Jack Illiffe was a CP activist during the 1930s who spoke regularly in the Market Place. When he appeared in court, following a blackshirt meeting he described himself as a propagandist. He was active in the NUWM and in 1935 was campaigning to get trade union rates of pay paid the unemployed who worked on work schemes. At that time a corporation worker got 50/- for a 48 hour week, whilst unemployed on the same work got 7/- in cash and a 7/- food ticket for 36 hours.

Sources: Leicester Mercury 14th October 1935


Alderman William Inskip J.P.

Born: Leicestershire 1852, died: 1899 (Liberal)

William Inskip was a laster in the boot and shoe trade, becoming treasurer of NUBSO in 1880. He lacked any formal education, but nevertheless read widely. He was elected general secretary in 1886 and dominated the union for many years. He was a trade unionist of the old school whose social and political attitudes could be described as ‘Lib-Lab.’ He was contemptuous of egalitarianism and was convinced that social progress required the generous rewarding of individuality, thrift and energy. He linked those virtues of self help with skilled artisans and trade unions, whilst he saw the sins of idleness, unscrupulous and improvidence linked to the unskilled. Whilst he could be hostile to co-operative schemes, he was a personal investor in Equity shoes. During the 1890s, he became increasingly isolated in the union as socialists like T.F. Richards and Martin Curley gained support, breaking the close relationship between the NUBSO executive and the Leicester Liberal Association.
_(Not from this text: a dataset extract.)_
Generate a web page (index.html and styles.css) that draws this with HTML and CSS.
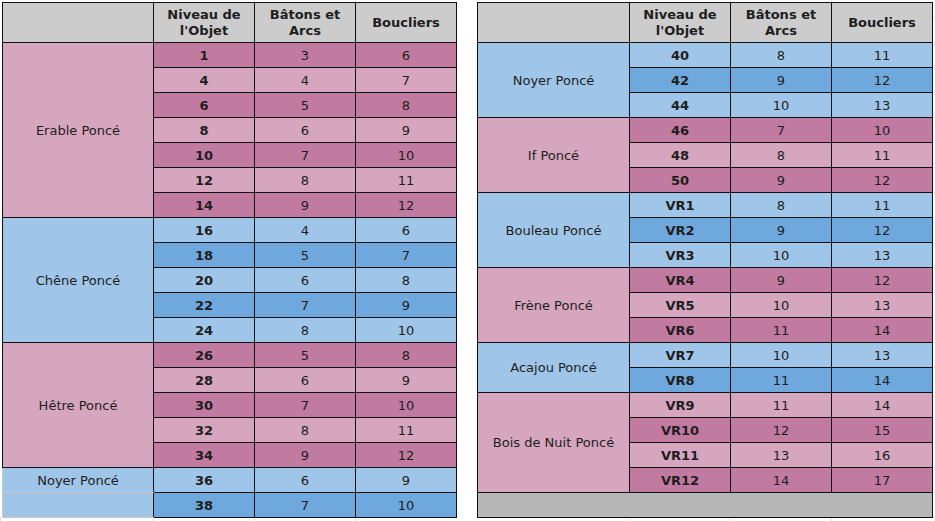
FILE: index.html
```html
<!DOCTYPE html>
<html lang="fr">
<head>
<meta charset="utf-8">
<title>Bois poncé</title>
<link rel="stylesheet" href="styles.css">
</head>
<body>
<div class="sheet">
  <table class="grid grid-left">
    <colgroup><col class="c-name"><col class="c-num"><col class="c-num"><col class="c-num"></colgroup>
    <thead>
      <tr><th></th><th>Niveau de l'Objet</th><th>Bâtons et Arcs</th><th>Boucliers</th></tr>
    </thead>
    <tbody>
      <tr class="pd"><td class="name pl" rowspan="7">Erable Poncé</td><td class="lvl">1</td><td>3</td><td>6</td></tr>
      <tr class="pl"><td class="lvl">4</td><td>4</td><td>7</td></tr>
      <tr class="pd"><td class="lvl">6</td><td>5</td><td>8</td></tr>
      <tr class="pl"><td class="lvl">8</td><td>6</td><td>9</td></tr>
      <tr class="pd"><td class="lvl">10</td><td>7</td><td>10</td></tr>
      <tr class="pl"><td class="lvl">12</td><td>8</td><td>11</td></tr>
      <tr class="pd"><td class="lvl">14</td><td>9</td><td>12</td></tr>
      <tr class="bl"><td class="name bl" rowspan="5">Chêne Poncé</td><td class="lvl">16</td><td>4</td><td>6</td></tr>
      <tr class="bd"><td class="lvl">18</td><td>5</td><td>7</td></tr>
      <tr class="bl"><td class="lvl">20</td><td>6</td><td>8</td></tr>
      <tr class="bd"><td class="lvl">22</td><td>7</td><td>9</td></tr>
      <tr class="bl"><td class="lvl">24</td><td>8</td><td>10</td></tr>
      <tr class="pd"><td class="name pl" rowspan="5">Hêtre Poncé</td><td class="lvl">26</td><td>5</td><td>8</td></tr>
      <tr class="pl"><td class="lvl">28</td><td>6</td><td>9</td></tr>
      <tr class="pd"><td class="lvl">30</td><td>7</td><td>10</td></tr>
      <tr class="pl"><td class="lvl">32</td><td>8</td><td>11</td></tr>
      <tr class="pd"><td class="lvl">34</td><td>9</td><td>12</td></tr>
      <tr class="bl"><td class="name bl soft">Noyer Poncé</td><td class="lvl">36</td><td>6</td><td>9</td></tr>
      <tr class="bd"><td class="name bl soft"></td><td class="lvl">38</td><td>7</td><td>10</td></tr>
    </tbody>
  </table>

  <table class="grid grid-right">
    <colgroup><col class="c-name-r"><col class="c-num"><col class="c-num"><col class="c-num"></colgroup>
    <thead>
      <tr><th></th><th>Niveau de l'Objet</th><th>Bâtons et Arcs</th><th>Boucliers</th></tr>
    </thead>
    <tbody>
      <tr class="bl"><td class="name bl" rowspan="3">Noyer Poncé</td><td class="lvl">40</td><td>8</td><td>11</td></tr>
      <tr class="bd"><td class="lvl">42</td><td>9</td><td>12</td></tr>
      <tr class="bl"><td class="lvl">44</td><td>10</td><td>13</td></tr>
      <tr class="pd"><td class="name pl" rowspan="3">If Poncé</td><td class="lvl">46</td><td>7</td><td>10</td></tr>
      <tr class="pl"><td class="lvl">48</td><td>8</td><td>11</td></tr>
      <tr class="pd"><td class="lvl">50</td><td>9</td><td>12</td></tr>
      <tr class="bl"><td class="name bl" rowspan="3">Bouleau Poncé</td><td class="lvl">VR1</td><td>8</td><td>11</td></tr>
      <tr class="bd"><td class="lvl">VR2</td><td>9</td><td>12</td></tr>
      <tr class="bl"><td class="lvl">VR3</td><td>10</td><td>13</td></tr>
      <tr class="pd"><td class="name pl" rowspan="3">Frène Poncé</td><td class="lvl">VR4</td><td>9</td><td>12</td></tr>
      <tr class="pl"><td class="lvl">VR5</td><td>10</td><td>13</td></tr>
      <tr class="pd"><td class="lvl">VR6</td><td>11</td><td>14</td></tr>
      <tr class="bl"><td class="name bl" rowspan="2">Acajou Poncé</td><td class="lvl">VR7</td><td>10</td><td>13</td></tr>
      <tr class="bd"><td class="lvl">VR8</td><td>11</td><td>14</td></tr>
      <tr class="pl"><td class="name pl" rowspan="4">Bois de Nuit Poncé</td><td class="lvl">VR9</td><td>11</td><td>14</td></tr>
      <tr class="pd"><td class="lvl">VR10</td><td>12</td><td>15</td></tr>
      <tr class="pl"><td class="lvl">VR11</td><td>13</td><td>16</td></tr>
      <tr class="pd"><td class="lvl">VR12</td><td>14</td><td>17</td></tr>
      <tr class="blank"><td colspan="4"></td></tr>
    </tbody>
  </table>
</div>
</body>
</html>
```

FILE: styles.css
```css
html, body {
  margin: 0;
  padding: 0;
}

body {
  background-color: #ffffff;
  background-image:
    linear-gradient(#e2e2e2, #e2e2e2),
    linear-gradient(#e2e2e2, #e2e2e2),
    linear-gradient(#e2e2e2, #e2e2e2),
    linear-gradient(#e2e2e2, #e2e2e2),
    linear-gradient(#e2e2e2, #e2e2e2),
    linear-gradient(#e2e2e2, #e2e2e2),
    linear-gradient(#e2e2e2, #e2e2e2),
    repeating-linear-gradient(to bottom, #e2e2e2 0 1px, transparent 1px 25px);
  background-repeat: no-repeat;
  background-size: 1px 100%, 1px 100%, 1px 100%, 1px 100%, 1px 100%, 1px 100%, 1px 100%, 3px 100%;
  background-position: 153px 0, 254px 0, 355px 0, 629px 0, 730px 0, 831px 0, 0 517px, 933px 17px;
  font-family: "DejaVu Sans", Verdana, sans-serif;
  font-size: 13px;
  color: #1e1e1e;
  min-height: 521px;
}

.sheet {
  display: flex;
  align-items: flex-start;
  gap: 20px;
  padding: 2px 0 0 2px;
}

.grid {
  border-collapse: collapse;
  table-layout: fixed;
}

.grid-left { width: 455px; }
.grid-right { width: 456px; }

.c-name { width: 151px; }
.c-name-r { width: 152px; }
.c-num { width: 101px; }

.grid th,
.grid td {
  border: 1px solid #111111;
  padding: 1px 4px 0;
  text-align: center;
  vertical-align: middle;
  overflow: hidden;
}

.grid th {
  background: #cccccc;
  height: 38px;
  font-weight: bold;
  line-height: 16px;
}

.grid td {
  height: 23px;
  line-height: 16px;
}

.grid td.lvl { font-weight: bold; }

.pl, .grid td.pl { background: #d5a6bd; }
.pd { background: #c27ba0; }
.bl, .grid td.bl { background: #9fc5e8; }
.bd { background: #6fa8dc; }

.grid td.soft {
  border-left-color: #c9c9c9;
  border-bottom-color: #c9c9c9;
  border-right-color: #111111;
}

.blank td { background: #b7b7b7; }
```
He was elected to the Town Council, as a Trades Council nominee to the Liberal Association in 1891 and was treasurer of the TUC parliamentary committee. He died of T.B. aged 47 in 1899 and many Leicester firms closed for a few hours to allow workers to attend his funeral.

Sources: Fox, Alan, A History of the National Union of Boot and Shoe Workers. 1958, Bill Lancaster, Radicalism Co-operation and Socialism


 

Miss Catherine Irwin

Born: Leicester 1877 (I.L.P. & Labour Party)

Catherine Irwin was educated at High Cross School and Wyggeston High School for Girls. She was elected as a member of the Board of Guardians in 1909 and remained on the board for 15 years until it was disbanded in 1928. In 1919, stood in the Council elections and was also appointed as a JP. Along with other Labour guardians she opposed relief being paid half in kind (bread) and half in money. She believed that relief should be given in money.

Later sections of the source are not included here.